Barry J.A. agreed with Welsh’s analysis of the contract claim, but with respect to the tort claim, he added that the pleadings did not set out any duty owed by the Minister to the Applicants. The Applicants must "be taken to know the law and , specifically, the rule against fettering ministerial discretion. Given that knowledge, how can this Court say the Minister owed any duty to explain the limitations on the enforceability of any commitment regarding quotas? In my opinion, no such duty existed." (para. 98).

The dissenting reasons are set out at paragraphs 1 to 58 of the judgement.

Editor’s note: Although it did not likely affect the outcome of the decision, all three judges in reviewing the jurisprudence on judicial review of discretionary decisions appear to have overlooked the fact that the requirement of the decision maker to act in good faith, not arbitrarily, and to base his or her decision on considerations irrelevant or extraneous to the statutory purpose are in addition to the needs to meet the requirements of natural justice. In this regard see the editorial comments at the end of the Arsenault digest (link).

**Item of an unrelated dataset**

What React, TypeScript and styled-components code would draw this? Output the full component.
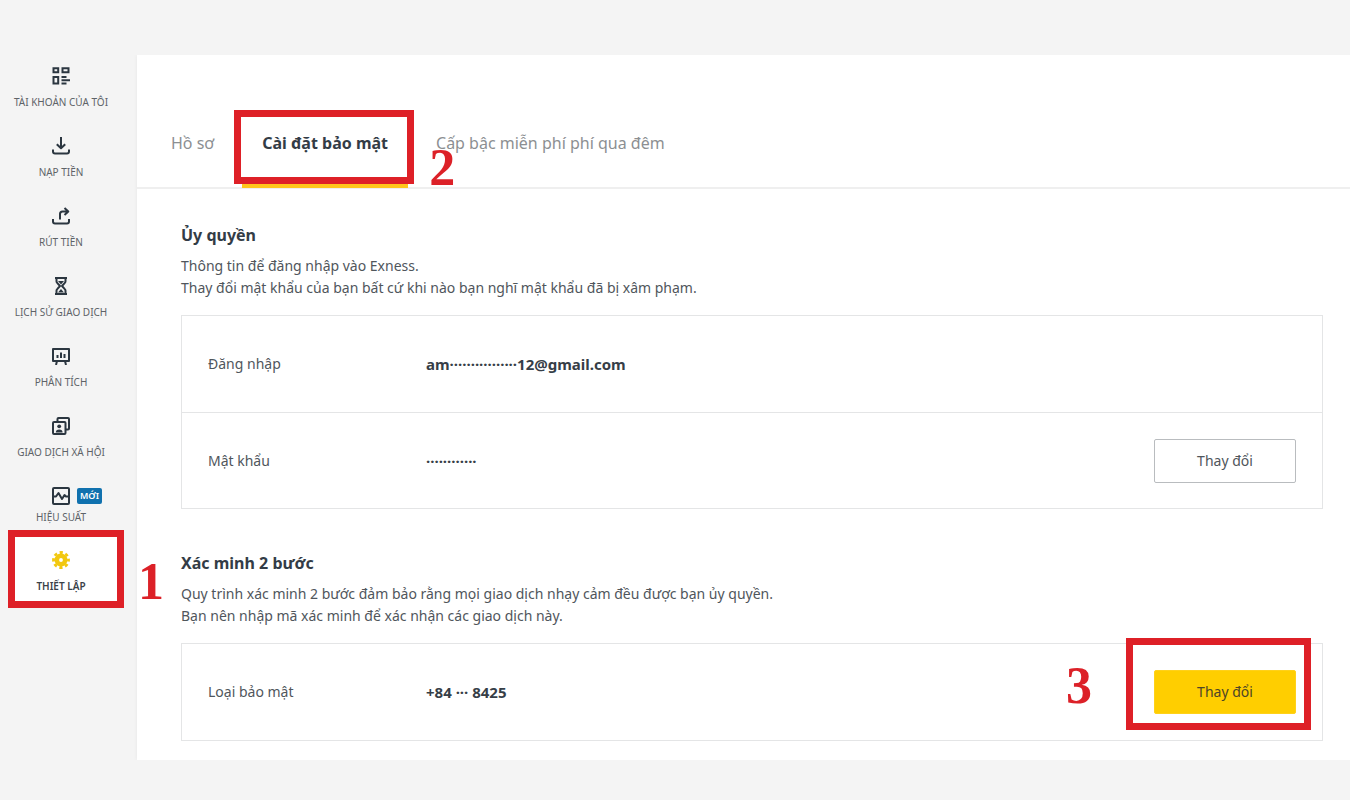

(Attorney General) v. Telezone Inc, 2010 SCC 62

Editor’s postscript: Since this case was decided, the Supreme Court of Canada released Canada (Attorney General) v. Telezone Inc, 2010 SCC 62, which over-ruled the Genge Canada decision and stated that "where a plaintiff’s pleading alleges the elements of a private cause of action, I think the provincial superior court should not in general decline jurisdiction on the basis that the claim looks like a case that could be pursued on judicial review" (para. 76). However, the provincial superior courts and the Federal Court do have the residual discretion to stay a damage claim if, in its essential character it is a claim for judicial review with only a thin pretence of a private wrong (para. 78).